The most recent experience occurred after receiving a pair of shoes I had ordered with joy in my heart. Fluffy and I opened them in my office. We both pretended they were going to fit. “Let’s try them on in the morning,” we said, “when feet are smaller.”
I would have needed a shrinking ray to get my feet in those shoes, but I had hope. The next morning, Fluffy gently tried to squeeze my foot into one of the shoes. It was a hopeless endeavor. I almost cried.
We had a mystery diner assignment that day in Leesburg, Virginia, which is the home of a factory outlet mall. I looked at the store directory, and to my excitement there was an outlet store of the same brand as my never-to-be-worn shoes. My heart sang. I decided that if the women’s shoes did not fit me, I could surely find a pair of men’s shoes of the same brand that I could wear in exchange.
Now you see how desperate I am. I have gone completely beyond the sequined purple shoes I would like to wear, or even the sturdy walking shoes I should wear. I am looking for any shoes I can wear that are not Crocs — any shoes that will provide traction to the soles of my feet and arch support to my arches so that I can learn to walk again without tripping over the inch-thick Crocs shoe soles I have worn for a year.
After we left the mystery dining establishment, Fluffy rolled me into the shoe store.
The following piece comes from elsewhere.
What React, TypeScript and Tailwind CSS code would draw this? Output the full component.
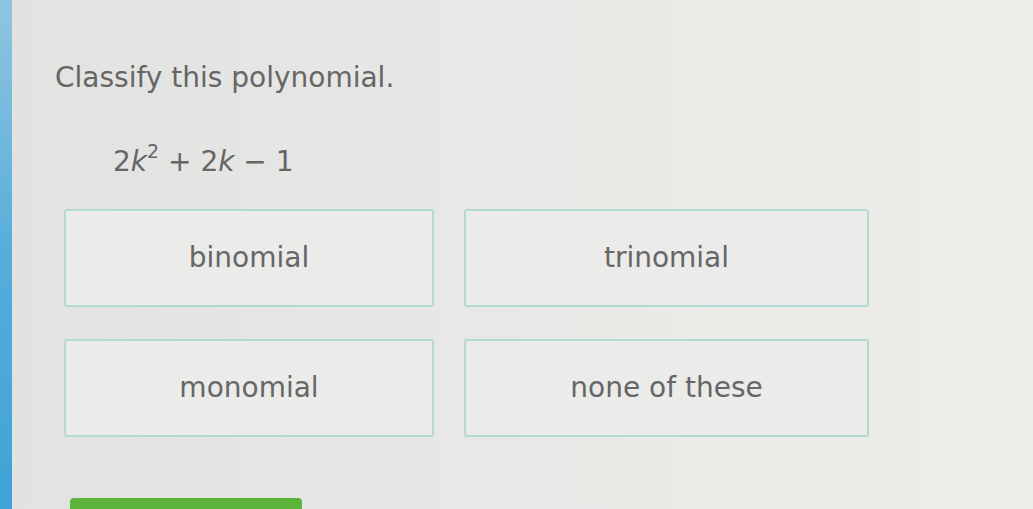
import React from "react";

const OPTIONS = ["binomial", "trinomial", "monomial", "none of these"];

export default function App() {
  return (
    <div
      className="flex h-[509px] w-[1033px] overflow-hidden bg-gradient-to-r from-[#e2e2e0] via-[#e8e8e6] to-[#eeede9] text-[#666666]"
      style={{ fontFamily: '"DejaVu Sans", Verdana, sans-serif' }}
    >
      {/* left accent strip */}
      <div className="w-[12px] shrink-0 bg-gradient-to-b from-[#8fc5e0] via-[#55addb] to-[#3fa3d6]" />

      <div className="flex flex-1 flex-col pl-[43px] pt-[60px]">
        <h1 className="text-[28px] leading-[36px]">Classify this polynomial.</h1>

        <div className="ml-[58px] mt-[50px] h-[32px] text-[28px] leading-[32px]">
          2<i>k</i>
          <sup className="-top-[0.7em] text-[19px]">2</sup> + 2<i>k</i> − 1
        </div>

        <div className="ml-[9px] mt-[31px] grid grid-cols-[370px_405px] gap-x-[30px] gap-y-[32px]">
          {OPTIONS.map((o) => (
            <button
              key={o}
              className="flex h-[98px] items-center justify-center rounded-[3px] border-2 border-[#b2d9d2] bg-[#ebebe9] text-[28px] text-[#666666]"
            >
              {o}
            </button>
          ))}
        </div>

        {/* submit button, cut off at the bottom */}
        <div className="ml-[15px] mt-[61px] h-[20px] w-[232px] rounded-t-[4px] bg-[#5cb43a]" />
      </div>
    </div>
  );
}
We got a terrific saleslady. If anyone could fit me in shoes, she was the one. And oh, she tried. She put the ladies’ shoe sizer on my right foot and the men’s shoe sizer on my left foot, in the erroneous assumption that one of them would come up with a size to fit my particular feet.
“Hah!” my feet said.
Undaunted, the saleslady decided that men’s size 10.5 would fit my feet just fine. Off she went to get me a pair. “I guess they don’t come in purple,” I said.
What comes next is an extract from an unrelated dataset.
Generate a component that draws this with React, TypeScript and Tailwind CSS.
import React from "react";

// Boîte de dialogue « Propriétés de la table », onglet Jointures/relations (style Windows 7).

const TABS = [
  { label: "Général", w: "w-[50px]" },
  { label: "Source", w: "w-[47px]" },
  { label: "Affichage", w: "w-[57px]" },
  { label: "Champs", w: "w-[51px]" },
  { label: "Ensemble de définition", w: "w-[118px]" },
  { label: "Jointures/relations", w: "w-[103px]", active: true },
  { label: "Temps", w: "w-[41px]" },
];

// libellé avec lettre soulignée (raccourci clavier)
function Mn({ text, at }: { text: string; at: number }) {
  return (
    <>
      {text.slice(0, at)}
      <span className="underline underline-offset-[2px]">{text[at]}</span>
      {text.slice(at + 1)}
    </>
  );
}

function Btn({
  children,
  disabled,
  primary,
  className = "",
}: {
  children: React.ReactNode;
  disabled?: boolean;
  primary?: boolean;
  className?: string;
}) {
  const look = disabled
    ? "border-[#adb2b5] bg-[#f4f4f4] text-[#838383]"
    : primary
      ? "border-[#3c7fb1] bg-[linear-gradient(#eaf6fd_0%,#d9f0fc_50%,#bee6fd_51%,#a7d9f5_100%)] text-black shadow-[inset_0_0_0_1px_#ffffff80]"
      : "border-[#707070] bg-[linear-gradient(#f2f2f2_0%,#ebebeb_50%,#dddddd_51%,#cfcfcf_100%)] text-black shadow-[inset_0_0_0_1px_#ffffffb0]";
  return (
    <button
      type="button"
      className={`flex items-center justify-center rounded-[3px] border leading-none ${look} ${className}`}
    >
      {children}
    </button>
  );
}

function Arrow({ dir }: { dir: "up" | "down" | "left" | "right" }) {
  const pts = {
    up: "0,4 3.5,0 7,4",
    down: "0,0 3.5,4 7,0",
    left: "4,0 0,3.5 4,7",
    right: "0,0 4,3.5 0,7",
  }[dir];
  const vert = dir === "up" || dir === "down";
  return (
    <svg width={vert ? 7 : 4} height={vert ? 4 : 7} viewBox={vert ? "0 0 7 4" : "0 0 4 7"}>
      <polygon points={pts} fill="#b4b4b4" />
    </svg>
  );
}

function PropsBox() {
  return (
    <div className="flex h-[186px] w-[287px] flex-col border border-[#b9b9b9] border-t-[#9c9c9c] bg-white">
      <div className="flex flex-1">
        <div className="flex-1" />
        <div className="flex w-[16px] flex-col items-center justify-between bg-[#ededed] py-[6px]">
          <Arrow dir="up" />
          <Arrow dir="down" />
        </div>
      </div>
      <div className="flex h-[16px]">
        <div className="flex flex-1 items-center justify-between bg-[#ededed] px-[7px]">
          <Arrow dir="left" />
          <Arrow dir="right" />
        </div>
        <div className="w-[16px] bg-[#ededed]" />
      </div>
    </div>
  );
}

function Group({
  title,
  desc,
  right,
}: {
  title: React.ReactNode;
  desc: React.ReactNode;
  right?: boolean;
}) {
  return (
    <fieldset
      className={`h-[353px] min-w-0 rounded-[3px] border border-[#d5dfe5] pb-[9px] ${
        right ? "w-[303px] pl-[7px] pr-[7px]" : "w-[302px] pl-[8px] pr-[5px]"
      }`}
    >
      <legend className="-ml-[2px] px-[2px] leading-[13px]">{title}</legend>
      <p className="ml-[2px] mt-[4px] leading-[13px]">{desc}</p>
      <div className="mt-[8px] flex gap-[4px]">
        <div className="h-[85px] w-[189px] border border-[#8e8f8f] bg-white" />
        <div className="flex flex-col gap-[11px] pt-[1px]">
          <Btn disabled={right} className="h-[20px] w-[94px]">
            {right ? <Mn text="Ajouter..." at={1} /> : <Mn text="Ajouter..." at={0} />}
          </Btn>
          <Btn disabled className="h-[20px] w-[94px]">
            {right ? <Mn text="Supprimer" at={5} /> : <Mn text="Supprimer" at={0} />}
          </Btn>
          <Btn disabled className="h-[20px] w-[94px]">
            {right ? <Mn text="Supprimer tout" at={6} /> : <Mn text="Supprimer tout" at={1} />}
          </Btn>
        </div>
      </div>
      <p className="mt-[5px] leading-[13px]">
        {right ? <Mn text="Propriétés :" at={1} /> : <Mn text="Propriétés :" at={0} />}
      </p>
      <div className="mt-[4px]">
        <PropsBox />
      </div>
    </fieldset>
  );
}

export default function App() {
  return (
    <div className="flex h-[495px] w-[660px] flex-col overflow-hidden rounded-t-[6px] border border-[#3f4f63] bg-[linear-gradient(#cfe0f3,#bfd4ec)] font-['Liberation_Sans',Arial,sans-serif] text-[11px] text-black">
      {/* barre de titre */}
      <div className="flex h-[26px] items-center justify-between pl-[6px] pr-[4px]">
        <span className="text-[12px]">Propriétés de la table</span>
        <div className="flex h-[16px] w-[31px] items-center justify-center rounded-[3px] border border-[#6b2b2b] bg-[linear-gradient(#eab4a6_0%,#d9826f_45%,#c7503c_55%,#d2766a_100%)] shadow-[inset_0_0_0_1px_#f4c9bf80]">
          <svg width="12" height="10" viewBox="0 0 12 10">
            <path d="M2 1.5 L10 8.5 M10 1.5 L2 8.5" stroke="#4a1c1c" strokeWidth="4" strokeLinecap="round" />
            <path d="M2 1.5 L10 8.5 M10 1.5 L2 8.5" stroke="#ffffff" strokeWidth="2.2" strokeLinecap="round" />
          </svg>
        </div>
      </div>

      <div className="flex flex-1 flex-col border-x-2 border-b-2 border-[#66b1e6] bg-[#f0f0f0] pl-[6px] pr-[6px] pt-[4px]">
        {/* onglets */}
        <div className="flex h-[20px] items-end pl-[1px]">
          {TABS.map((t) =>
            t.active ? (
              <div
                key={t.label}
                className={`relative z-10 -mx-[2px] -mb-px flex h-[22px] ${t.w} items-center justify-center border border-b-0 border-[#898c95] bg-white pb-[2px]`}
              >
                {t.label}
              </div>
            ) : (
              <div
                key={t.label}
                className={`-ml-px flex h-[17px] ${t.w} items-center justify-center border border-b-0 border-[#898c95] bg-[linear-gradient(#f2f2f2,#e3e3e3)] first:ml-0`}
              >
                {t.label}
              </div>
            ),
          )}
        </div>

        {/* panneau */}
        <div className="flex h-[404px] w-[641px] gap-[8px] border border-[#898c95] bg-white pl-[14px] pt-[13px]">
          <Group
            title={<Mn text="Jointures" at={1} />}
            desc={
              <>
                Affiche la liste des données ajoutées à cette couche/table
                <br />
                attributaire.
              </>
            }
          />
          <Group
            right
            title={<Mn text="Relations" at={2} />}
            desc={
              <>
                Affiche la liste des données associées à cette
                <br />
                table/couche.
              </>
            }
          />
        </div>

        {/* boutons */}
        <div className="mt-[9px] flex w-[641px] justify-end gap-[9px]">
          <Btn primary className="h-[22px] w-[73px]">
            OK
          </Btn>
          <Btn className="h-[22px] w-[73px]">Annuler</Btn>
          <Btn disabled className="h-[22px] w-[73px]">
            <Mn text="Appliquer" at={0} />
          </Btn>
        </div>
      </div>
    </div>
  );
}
“No,” she said. “In men’s sizes, you get brown, or you get gray.”
I sighed. Other than orange, brown and gray are the two colors I hate the most. But what could I do? “I’ll take gray, I guess,” I said. I felt brave. No, I felt like a child trying to pretend to feel brave. I am completely color-driven. Colors are the music of my soul. But I had to get the Crocs off my feet. I would even wear gray shoes to get the Crocs off my feet.
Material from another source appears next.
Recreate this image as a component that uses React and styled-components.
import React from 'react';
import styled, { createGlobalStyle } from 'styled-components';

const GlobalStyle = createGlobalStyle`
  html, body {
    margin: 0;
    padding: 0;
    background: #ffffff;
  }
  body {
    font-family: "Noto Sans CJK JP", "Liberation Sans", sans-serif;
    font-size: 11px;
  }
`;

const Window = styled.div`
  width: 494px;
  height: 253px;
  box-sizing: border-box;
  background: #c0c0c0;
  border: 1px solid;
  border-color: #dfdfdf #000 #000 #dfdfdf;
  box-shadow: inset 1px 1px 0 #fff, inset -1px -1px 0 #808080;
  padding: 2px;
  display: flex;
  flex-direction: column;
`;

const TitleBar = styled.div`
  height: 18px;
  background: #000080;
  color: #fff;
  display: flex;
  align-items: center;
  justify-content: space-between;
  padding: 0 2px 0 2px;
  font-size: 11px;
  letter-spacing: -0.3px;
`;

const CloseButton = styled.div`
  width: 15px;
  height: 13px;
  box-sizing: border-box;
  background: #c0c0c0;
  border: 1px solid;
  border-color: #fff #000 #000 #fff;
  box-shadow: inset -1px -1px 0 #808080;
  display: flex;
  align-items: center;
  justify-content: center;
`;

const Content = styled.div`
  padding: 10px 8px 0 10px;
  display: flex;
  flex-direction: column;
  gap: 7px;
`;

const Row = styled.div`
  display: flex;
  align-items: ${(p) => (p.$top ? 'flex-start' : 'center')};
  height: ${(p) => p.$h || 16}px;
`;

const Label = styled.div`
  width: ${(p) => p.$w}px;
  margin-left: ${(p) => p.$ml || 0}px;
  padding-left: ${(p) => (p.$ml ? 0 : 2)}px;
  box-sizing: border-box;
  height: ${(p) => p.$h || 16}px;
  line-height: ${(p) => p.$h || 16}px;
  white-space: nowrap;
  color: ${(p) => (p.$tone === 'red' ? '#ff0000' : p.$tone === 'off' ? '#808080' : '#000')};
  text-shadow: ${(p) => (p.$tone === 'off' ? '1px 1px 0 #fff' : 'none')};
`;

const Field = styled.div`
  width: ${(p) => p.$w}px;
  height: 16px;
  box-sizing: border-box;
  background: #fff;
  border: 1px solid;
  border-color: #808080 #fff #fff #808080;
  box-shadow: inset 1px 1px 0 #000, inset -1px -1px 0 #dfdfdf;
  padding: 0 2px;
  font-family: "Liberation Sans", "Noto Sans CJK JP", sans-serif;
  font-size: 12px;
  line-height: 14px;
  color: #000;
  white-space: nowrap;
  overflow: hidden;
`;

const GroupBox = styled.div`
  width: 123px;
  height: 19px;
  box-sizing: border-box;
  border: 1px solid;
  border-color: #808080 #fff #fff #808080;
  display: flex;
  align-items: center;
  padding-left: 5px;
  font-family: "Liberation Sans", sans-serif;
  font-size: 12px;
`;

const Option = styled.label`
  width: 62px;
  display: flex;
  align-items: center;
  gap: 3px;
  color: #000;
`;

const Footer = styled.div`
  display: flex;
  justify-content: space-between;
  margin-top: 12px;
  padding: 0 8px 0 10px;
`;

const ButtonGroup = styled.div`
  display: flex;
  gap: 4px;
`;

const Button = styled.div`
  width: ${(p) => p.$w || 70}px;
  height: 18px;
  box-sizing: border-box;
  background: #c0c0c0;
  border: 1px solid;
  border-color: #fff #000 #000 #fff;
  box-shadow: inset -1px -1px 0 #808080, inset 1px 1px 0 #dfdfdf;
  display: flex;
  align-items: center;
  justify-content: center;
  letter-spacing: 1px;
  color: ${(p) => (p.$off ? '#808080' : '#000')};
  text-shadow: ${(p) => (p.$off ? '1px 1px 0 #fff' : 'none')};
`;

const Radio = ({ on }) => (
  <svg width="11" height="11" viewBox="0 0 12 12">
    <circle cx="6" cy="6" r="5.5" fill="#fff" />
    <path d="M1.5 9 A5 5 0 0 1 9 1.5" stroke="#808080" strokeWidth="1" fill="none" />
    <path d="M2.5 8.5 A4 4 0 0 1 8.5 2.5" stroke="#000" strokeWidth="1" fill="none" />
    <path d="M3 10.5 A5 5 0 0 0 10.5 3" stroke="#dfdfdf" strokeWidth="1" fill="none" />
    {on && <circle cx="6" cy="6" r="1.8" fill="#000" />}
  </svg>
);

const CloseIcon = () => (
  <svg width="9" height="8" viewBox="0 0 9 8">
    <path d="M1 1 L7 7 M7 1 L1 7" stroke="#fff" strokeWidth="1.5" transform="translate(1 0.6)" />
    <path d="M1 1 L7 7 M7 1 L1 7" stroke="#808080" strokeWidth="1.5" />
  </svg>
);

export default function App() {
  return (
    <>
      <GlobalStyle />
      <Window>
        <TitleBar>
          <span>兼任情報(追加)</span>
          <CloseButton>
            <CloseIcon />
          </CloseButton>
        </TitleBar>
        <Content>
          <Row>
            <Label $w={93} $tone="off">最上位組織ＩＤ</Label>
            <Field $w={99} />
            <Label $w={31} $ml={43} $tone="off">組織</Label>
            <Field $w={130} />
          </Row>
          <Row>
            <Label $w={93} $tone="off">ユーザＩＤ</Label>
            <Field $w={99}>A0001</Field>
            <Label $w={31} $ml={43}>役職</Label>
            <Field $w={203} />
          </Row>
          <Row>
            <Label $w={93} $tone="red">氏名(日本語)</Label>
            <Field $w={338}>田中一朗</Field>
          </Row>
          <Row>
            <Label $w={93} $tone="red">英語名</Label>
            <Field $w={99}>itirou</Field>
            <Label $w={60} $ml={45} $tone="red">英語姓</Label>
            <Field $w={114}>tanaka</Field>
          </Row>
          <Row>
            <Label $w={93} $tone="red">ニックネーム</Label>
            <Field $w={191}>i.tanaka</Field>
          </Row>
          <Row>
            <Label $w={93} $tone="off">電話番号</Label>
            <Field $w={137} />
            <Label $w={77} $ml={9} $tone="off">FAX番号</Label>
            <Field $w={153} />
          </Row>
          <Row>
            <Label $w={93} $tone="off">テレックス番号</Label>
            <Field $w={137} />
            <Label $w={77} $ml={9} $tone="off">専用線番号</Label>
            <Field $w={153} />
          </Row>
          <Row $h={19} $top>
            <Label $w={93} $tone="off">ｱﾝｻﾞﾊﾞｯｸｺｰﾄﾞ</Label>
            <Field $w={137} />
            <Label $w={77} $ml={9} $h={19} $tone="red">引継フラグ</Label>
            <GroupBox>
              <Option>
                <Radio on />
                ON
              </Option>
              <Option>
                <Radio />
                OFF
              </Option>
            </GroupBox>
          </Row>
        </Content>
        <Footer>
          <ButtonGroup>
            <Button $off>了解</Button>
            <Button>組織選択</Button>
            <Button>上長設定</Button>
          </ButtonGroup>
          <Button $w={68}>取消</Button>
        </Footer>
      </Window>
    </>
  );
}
The lady brought the shoes over to me and took the Croc off my right foot. She stared down at my foot in horror. Thousands of toes, each the size of a Vienna sausage, exploded out of my stocking and lunged in her direction. I didn’t think there was any way she was going to get that men’s 10.5 shoe on my foot.
She looked at my foot. Then she looked dubiously at the tiny shoe. “The shoe is made of stretchy material,” she said.
“That may be true,” Fluffy said, “but the material will not stretch if we can’t get the foot into the shoe.”
The lady started stuffing Vienna sausages into the shoe. She made a valiant effort. Some of the Vienna sausages got within two inches of the end of the shoe before they got hopelessly stuck. My foot was way too wide for the shoe.
“I can’t understand it,” the lady said. “My son wears a double-E shoe, and these shoes are too wide for him.”
If I hadn’t been depressed before, that was the cherry on the sundae. What’s bigger than a double-E, footwise? Is anything bigger than a double-E?
I’m beginning to think that the hundred pounds I lost in my coma weren’t lost at all. They just moved down to my feet and have taken up residence there.
All was not lost. Fluffy had found a fine pair of men’s sandals in the store as we were on our way in. It was gray, but it was so lightweight and so attractive that I was willing to overlook that flaw. Surely the sandal would fit on my foot.
Not so fast, Kathy. The saleslady made an heroic effort to get the sandal on my foot, but my toes were having none of it. They firmly resisted any shoes in the store, no matter how desperately I wanted to wear them.
Finally the saleslady admitted defeat. “You’re going to have to see your doctor and have your shoes specially made,” she said. “They are terribly expensive, but if you can’t afford it you can probably get your insurance to cover it.”
I have two things to say about that.
- I am a professional writer and am, therefore, professionally impoverished.
- I am insured through Obamacare.
I do not even get a strike three. I have already struck out, dramatically and with great finality. I have no more chance of getting specially made shoes than a snowball has a chance of vacationing in Arizona.
I might as well send off for the latest Crocs catalog. I have a feeling I’m going to be wearing them for the rest of my natural life.